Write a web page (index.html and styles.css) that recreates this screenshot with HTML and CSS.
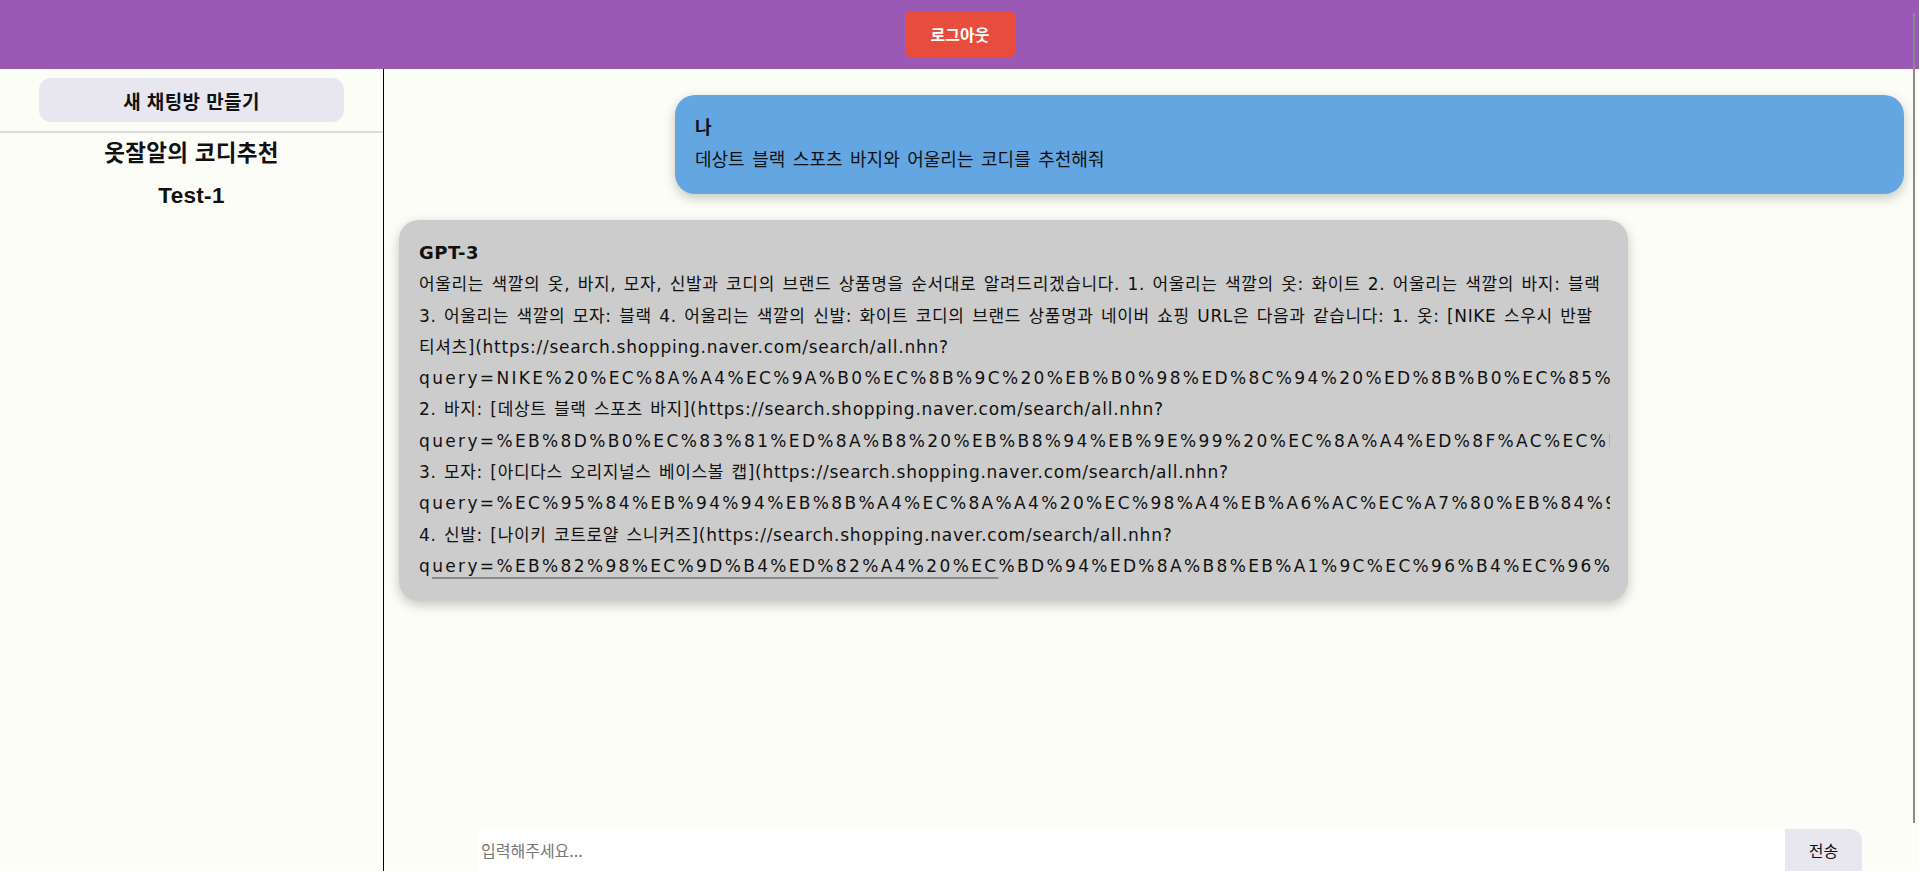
FILE: index.html
```html
<!DOCTYPE html>
<html lang="ko">
<head>
<meta charset="utf-8">
<title>옷잘알의 코디추천</title>
<link rel="stylesheet" href="styles.css">
</head>
<body>
<header class="topbar">
  <button class="logout">로그아웃</button>
</header>
<div class="layout">
  <aside class="sidebar">
    <div class="new-wrap"><button class="new-room">새 채팅방 만들기</button></div>
    <ul class="rooms">
      <li class="room">옷잘알의 코디추천</li>
      <li class="room">Test-1</li>
    </ul>
  </aside>
  <main class="chat">
    <div class="messages">
      <div class="bubble user">
        <div class="name">나</div>
        <div class="text">데상트 블랙 스포츠 바지와 어울리는 코디를 추천해줘</div>
      </div>
      <div class="bubble bot">
        <div class="name">GPT-3</div>
        <div class="text lines">어울리는 색깔의 옷, 바지, 모자, 신발과 코디의 브랜드 상품명을 순서대로 알려드리겠습니다. 1. 어울리는 색깔의 옷: 화이트 2. 어울리는 색깔의 바지: 블랙<br>3. 어울리는 색깔의 모자: 블랙 4. 어울리는 색깔의 신발: 화이트 코디의 브랜드 상품명과 네이버 쇼핑 URL은 다음과 같습니다: 1. 옷: [NIKE 스우시 반팔<br>티셔츠<span class="url">](https://search.shopping.naver.com/search/all.nhn?</span><br><span class="query">query=NIKE%20%EC%8A%A4%EC%9A%B0%EC%8B%9C%20%EB%B0%98%ED%8C%94%20%ED%8B%B0%EC%85%94%EC%B8%A0)</span><br>2. 바지: [데상트 블랙 스포츠 바지]<span class="url">(https://search.shopping.naver.com/search/all.nhn?</span><br><span class="query">query=%EB%8D%B0%EC%83%81%ED%8A%B8%20%EB%B8%94%EB%9E%99%20%EC%8A%A4%ED%8F%AC%EC%B8%A0%20%EB%B0%94%EC%A7%80)</span><br>3. 모자: [아디다스 오리지널스 베이스볼 캡]<span class="url">(https://search.shopping.naver.com/search/all.nhn?</span><br><span class="query">query=%EC%95%84%EB%94%94%EB%8B%A4%EC%8A%A4%20%EC%98%A4%EB%A6%AC%EC%A7%80%EB%84%90%EC%8A%A4)</span><br>4. 신발: [나이키 코트로얄 스니커즈]<span class="url">(https://search.shopping.naver.com/search/all.nhn?</span><br><span class="query">q<span class="mark">uery=%EB%82%98%EC%9D%B4%ED%82%A4%20%EC</span>%BD%94%ED%8A%B8%EB%A1%9C%EC%96%B4%EC%96%84%20%EC%8A%A4%EB%8B%88%EC%BB%A4%EC%A6%88)</span></div>
      </div>
    </div>
    <form class="composer">
      <input class="field" type="text" placeholder="입력해주세요...">
      <button class="send" type="button">전송</button>
    </form>
  </main>
</div>
<div class="scroll-thumb"></div>
</body>
</html>
```
FILE: styles.css
```css
* { box-sizing: border-box; }
html, body { margin: 0; height: 100%; }
body {
  background: #fdfdf7;
  font-family: "DejaVu Sans", "Noto Sans CJK KR", sans-serif;
  color: #111;
  overflow: hidden;
  display: flex;
  flex-direction: column;
}
.topbar {
  height: 69px;
  flex: none;
  background: #9b59b6;
  display: flex;
  justify-content: center;
  align-items: flex-start;
  padding-top: 11px;
}
.logout {
  width: 110px;
  height: 46px;
  border: none;
  border-radius: 5px;
  background: #e74c3c;
  color: #fff;
  font-family: "Noto Sans CJK KR", sans-serif;
  font-weight: 700;
  font-size: 16px;
  margin-left: 1px;
}
.layout {
  flex: 1;
  display: flex;
  min-height: 0;
}
.sidebar {
  width: 384px;
  flex: none;
  border-right: 1px solid #000;
}
.new-wrap {
  padding: 9px 0 9px;
  border-bottom: 2px solid #dcdcdc;
  display: flex;
  justify-content: center;
}
.new-room {
  width: 305px;
  height: 44px;
  border: none;
  border-radius: 12px;
  background: #e8e7ef;
  font-family: "Noto Sans CJK KR", sans-serif;
  font-size: 19px;
  letter-spacing: 0.4px;
  font-weight: 700;
  color: #111;
}
.rooms {
  list-style: none;
  margin: 0;
  padding: 0;
}
.room {
  text-align: center;
  font-family: "Liberation Sans", "Noto Sans CJK KR", sans-serif;
  font-size: 22.5px;
  font-weight: 700;
  line-height: 42px;
  height: 42px;
  letter-spacing: 0.3px;
  color: #111;
}
.chat {
  flex: 1;
  display: flex;
  flex-direction: column;
  min-width: 0;
}
.messages {
  flex: 1;
  display: flex;
  flex-direction: column;
  gap: 26px;
  padding: 26px 15px 0;
}
.bubble {
  width: 1229px;
  border-radius: 20px;
  padding: 20px 18px 19px 20px;
  box-shadow: 0 4px 12px rgba(0, 0, 0, 0.22);
}
.user {
  background: #64a6e2;
  align-self: flex-end;
}
.bot {
  background: #cccccc;
  align-self: flex-start;
}
.name {
  font-size: 18px;
  font-weight: 700;
  line-height: 26px;
  margin-bottom: 3px;
  letter-spacing: 0.5px;
}
.text {
  line-height: 31.3px;
  font-size: 17px;
  letter-spacing: 0.62px;
  word-spacing: 1.5px;
}
.user .text {
  font-size: 18px;
  letter-spacing: 0;
  word-spacing: 1.8px;
}
.lines {
  white-space: nowrap;
  overflow: hidden;
}
.url {
  letter-spacing: 0.75px;
}
.query {
  letter-spacing: 2.35px;
}
.mark {
  text-decoration: underline;
  text-decoration-color: #8a8a8a;
  text-decoration-thickness: 2px;
  text-underline-offset: 5px;
}
.composer {
  flex: none;
  height: 42px;
  display: flex;
  padding: 0 57px 0 94px;
  margin: 0;
}
.field {
  flex: 1;
  border: none;
  outline: none;
  background: #fff;
  padding: 0 3px;
  font-family: "Noto Sans CJK KR", sans-serif;
  font-size: 16px;
  color: #333;
}
.field::placeholder { color: #767676; }
.send {
  width: 77px;
  border: none;
  background: #e8e7ef;
  border-radius: 0 12px 0 0;
  font-family: "Noto Sans CJK KR", sans-serif;
  font-size: 16px;
  color: #111;
}
.scroll-thumb {
  position: absolute;
  left: 1913px;
  top: 13px;
  width: 2px;
  height: 810px;
  background: #8a8a8a;
}
```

● THE REQUEST
Write out the material above once more, exactly as it reads, with no pictures.

● WRITTEN SOLUTION
Write a web page (index.html and styles.css) that recreates this screenshot with HTML and CSS.
FILE: index.html
```html
<!DOCTYPE html>
<html lang="ko">
<head>
<meta charset="utf-8">
<title>옷잘알의 코디추천</title>
<link rel="stylesheet" href="styles.css">
</head>
<body>
<header class="topbar">
  <button class="logout">로그아웃</button>
</header>
<div class="layout">
  <aside class="sidebar">
    <div class="new-wrap"><button class="new-room">새 채팅방 만들기</button></div>
    <ul class="rooms">
      <li class="room">옷잘알의 코디추천</li>
      <li class="room">Test-1</li>
    </ul>
  </aside>
  <main class="chat">
    <div class="messages">
      <div class="bubble user">
        <div class="name">나</div>
        <div class="text">데상트 블랙 스포츠 바지와 어울리는 코디를 추천해줘</div>
      </div>
      <div class="bubble bot">
        <div class="name">GPT-3</div>
        <div class="text lines">어울리는 색깔의 옷, 바지, 모자, 신발과 코디의 브랜드 상품명을 순서대로 알려드리겠습니다. 1. 어울리는 색깔의 옷: 화이트 2. 어울리는 색깔의 바지: 블랙<br>3. 어울리는 색깔의 모자: 블랙 4. 어울리는 색깔의 신발: 화이트 코디의 브랜드 상품명과 네이버 쇼핑 URL은 다음과 같습니다: 1. 옷: [NIKE 스우시 반팔<br>티셔츠<span class="url">](https://search.shopping.naver.com/search/all.nhn?</span><br><span class="query">query=NIKE%20%EC%8A%A4%EC%9A%B0%EC%8B%9C%20%EB%B0%98%ED%8C%94%20%ED%8B%B0%EC%85%94%EC%B8%A0)</span><br>2. 바지: [데상트 블랙 스포츠 바지]<span class="url">(https://search.shopping.naver.com/search/all.nhn?</span><br><span class="query">query=%EB%8D%B0%EC%83%81%ED%8A%B8%20%EB%B8%94%EB%9E%99%20%EC%8A%A4%ED%8F%AC%EC%B8%A0%20%EB%B0%94%EC%A7%80)</span><br>3. 모자: [아디다스 오리지널스 베이스볼 캡]<span class="url">(https://search.shopping.naver.com/search/all.nhn?</span><br><span class="query">query=%EC%95%84%EB%94%94%EB%8B%A4%EC%8A%A4%20%EC%98%A4%EB%A6%AC%EC%A7%80%EB%84%90%EC%8A%A4)</span><br>4. 신발: [나이키 코트로얄 스니커즈]<span class="url">(https://search.shopping.naver.com/search/all.nhn?</span><br><span class="query">q<span class="mark">uery=%EB%82%98%EC%9D%B4%ED%82%A4%20%EC</span>%BD%94%ED%8A%B8%EB%A1%9C%EC%96%B4%EC%96%84%20%EC%8A%A4%EB%8B%88%EC%BB%A4%EC%A6%88)</span></div>
      </div>
    </div>
    <form class="composer">
      <input class="field" type="text" placeholder="입력해주세요...">
      <button class="send" type="button">전송</button>
    </form>
  </main>
</div>
<div class="scroll-thumb"></div>
</body>
</html>
```
FILE: styles.css
```css
* { box-sizing: border-box; }
html, body { margin: 0; height: 100%; }
body {
  background: #fdfdf7;
  font-family: "DejaVu Sans", "Noto Sans CJK KR", sans-serif;
  color: #111;
  overflow: hidden;
  display: flex;
  flex-direction: column;
}
.topbar {
  height: 69px;
  flex: none;
  background: #9b59b6;
  display: flex;
  justify-content: center;
  align-items: flex-start;
  padding-top: 11px;
}
.logout {
  width: 110px;
  height: 46px;
  border: none;
  border-radius: 5px;
  background: #e74c3c;
  color: #fff;
  font-family: "Noto Sans CJK KR", sans-serif;
  font-weight: 700;
  font-size: 16px;
  margin-left: 1px;
}
.layout {
  flex: 1;
  display: flex;
  min-height: 0;
}
.sidebar {
  width: 384px;
  flex: none;
  border-right: 1px solid #000;
}
.new-wrap {
  padding: 9px 0 9px;
  border-bottom: 2px solid #dcdcdc;
  display: flex;
  justify-content: center;
}
.new-room {
  width: 305px;
  height: 44px;
  border: none;
  border-radius: 12px;
  background: #e8e7ef;
  font-family: "Noto Sans CJK KR", sans-serif;
  font-size: 19px;
  letter-spacing: 0.4px;
  font-weight: 700;
  color: #111;
}
.rooms {
  list-style: none;
  margin: 0;
  padding: 0;
}
.room {
  text-align: center;
  font-family: "Liberation Sans", "Noto Sans CJK KR", sans-serif;
  font-size: 22.5px;
  font-weight: 700;
  line-height: 42px;
  height: 42px;
  letter-spacing: 0.3px;
  color: #111;
}
.chat {
  flex: 1;
  display: flex;
  flex-direction: column;
  min-width: 0;
}
.messages {
  flex: 1;
  display: flex;
  flex-direction: column;
  gap: 26px;
  padding: 26px 15px 0;
}
.bubble {
  width: 1229px;
  border-radius: 20px;
  padding: 20px 18px 19px 20px;
  box-shadow: 0 4px 12px rgba(0, 0, 0, 0.22);
}
.user {
  background: #64a6e2;
  align-self: flex-end;
}
.bot {
  background: #cccccc;
  align-self: flex-start;
}
.name {
  font-size: 18px;
  font-weight: 700;
  line-height: 26px;
  margin-bottom: 3px;
  letter-spacing: 0.5px;
}
.text {
  line-height: 31.3px;
  font-size: 17px;
  letter-spacing: 0.62px;
  word-spacing: 1.5px;
}
.user .text {
  font-size: 18px;
  letter-spacing: 0;
  word-spacing: 1.8px;
}
.lines {
  white-space: nowrap;
  overflow: hidden;
}
.url {
  letter-spacing: 0.75px;
}
.query {
  letter-spacing: 2.35px;
}
.mark {
  text-decoration: underline;
  text-decoration-color: #8a8a8a;
  text-decoration-thickness: 2px;
  text-underline-offset: 5px;
}
.composer {
  flex: none;
  height: 42px;
  display: flex;
  padding: 0 57px 0 94px;
  margin: 0;
}
.field {
  flex: 1;
  border: none;
  outline: none;
  background: #fff;
  padding: 0 3px;
  font-family: "Noto Sans CJK KR", sans-serif;
  font-size: 16px;
  color: #333;
}
.field::placeholder { color: #767676; }
.send {
  width: 77px;
  border: none;
  background: #e8e7ef;
  border-radius: 0 12px 0 0;
  font-family: "Noto Sans CJK KR", sans-serif;
  font-size: 16px;
  color: #111;
}
.scroll-thumb {
  position: absolute;
  left: 1913px;
  top: 13px;
  width: 2px;
  height: 810px;
  background: #8a8a8a;
}
```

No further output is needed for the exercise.